A total of 180 images with 5-MP resolution were collected in the southern part of Thailand to prepare an image dataset. After the image processing, the number of images increased to 3618 with a resolution of 311 × 233 pixels. Consequently, the defect detection algorithm based on our modified ResNet-50 CNN model improved the accuracy from 89.3%, in our previous research19, to 90.4%. Moreover, the defect classification accuracy of the proposed method was 81.1% based on our modified ResNet-50 with five defect categories: cracking, erosion, honeycomb, scaling, and spalling. The last part was severity prediction, a network with 12 variables in an input layer and a hidden layer with 50 nodes using ReLU.

This study has the potential of minimizing Thailand’s bridge maintenance budget each year by prioritizing the maintenance schedule and budget and reducing the possibilities of road accidences in Thailand. Additionally, it can be beneficial to Thailand’s Department of Highways as the proposed approach can be used as an assistance tool among team members for standardizing ranking judgment or as a communication platform for better project management.

13 Limitation and future works

In this study, the number of bridge image datasets is limited because Thailand’s Department of Highways is working on a new database system. Meanwhile, new cloud-based data acquisition is developed to collect images for an extension of this study and temporarily store data.

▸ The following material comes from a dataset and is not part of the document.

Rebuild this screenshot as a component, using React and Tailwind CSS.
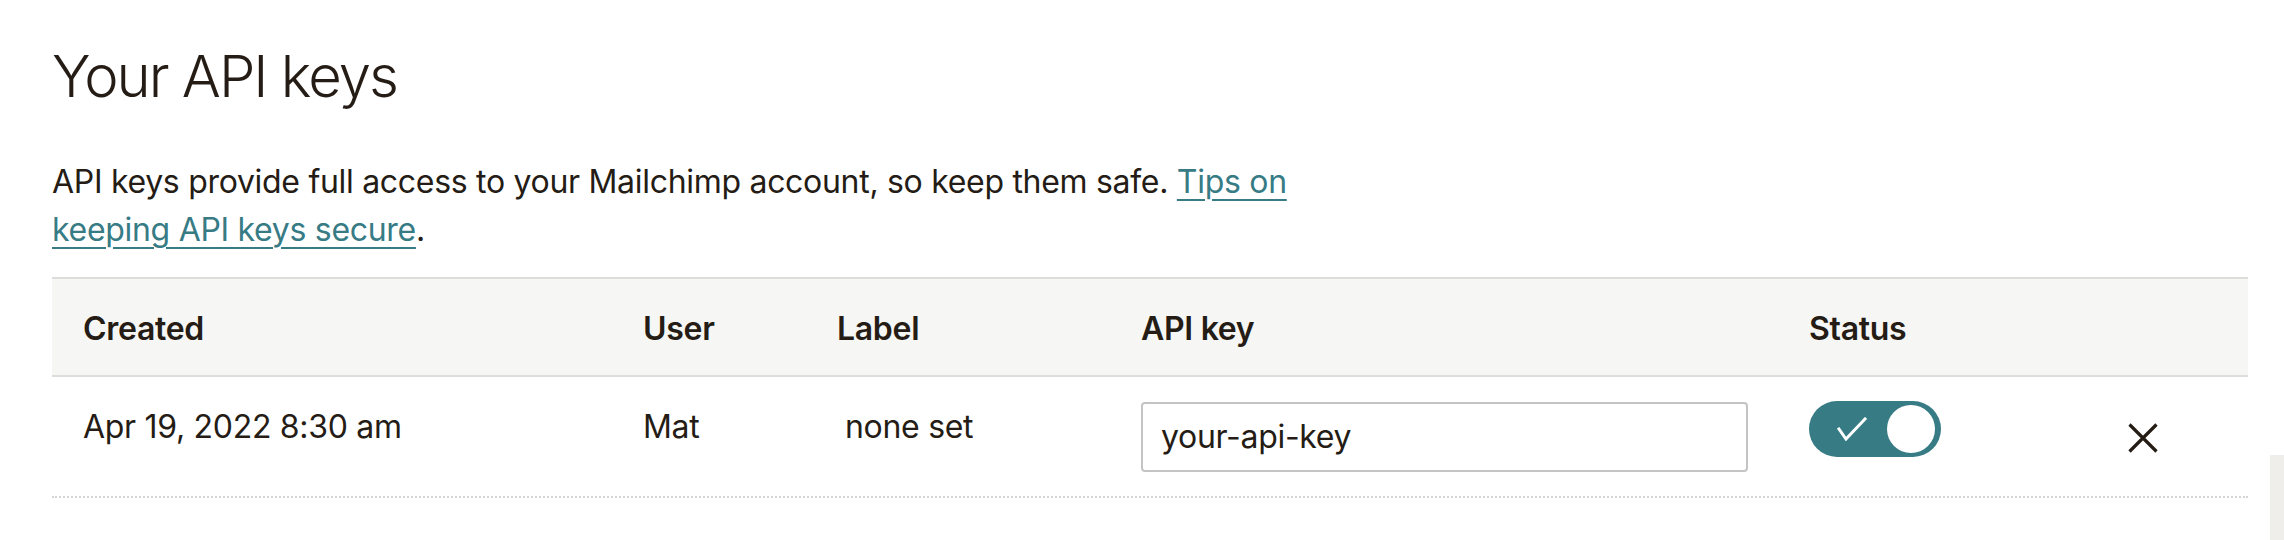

The collaboration among various branches of Thailand’s Department of Highways is established to collect nationwide bridge data, ensuring that this research will benefit Thailand’s transportation system in integrating digital transformation to the organization. In addition, severity prediction in this research is still limited to a binary output; some ideas to increase the number of severity scaling to five levels, as well as its accuracy, will be considered in future works by including additional input. Furthermore, the idea of applying environmental data such as humidity and temperature for more accurate estimation of the bridge damage mechanisms will be considered in the future.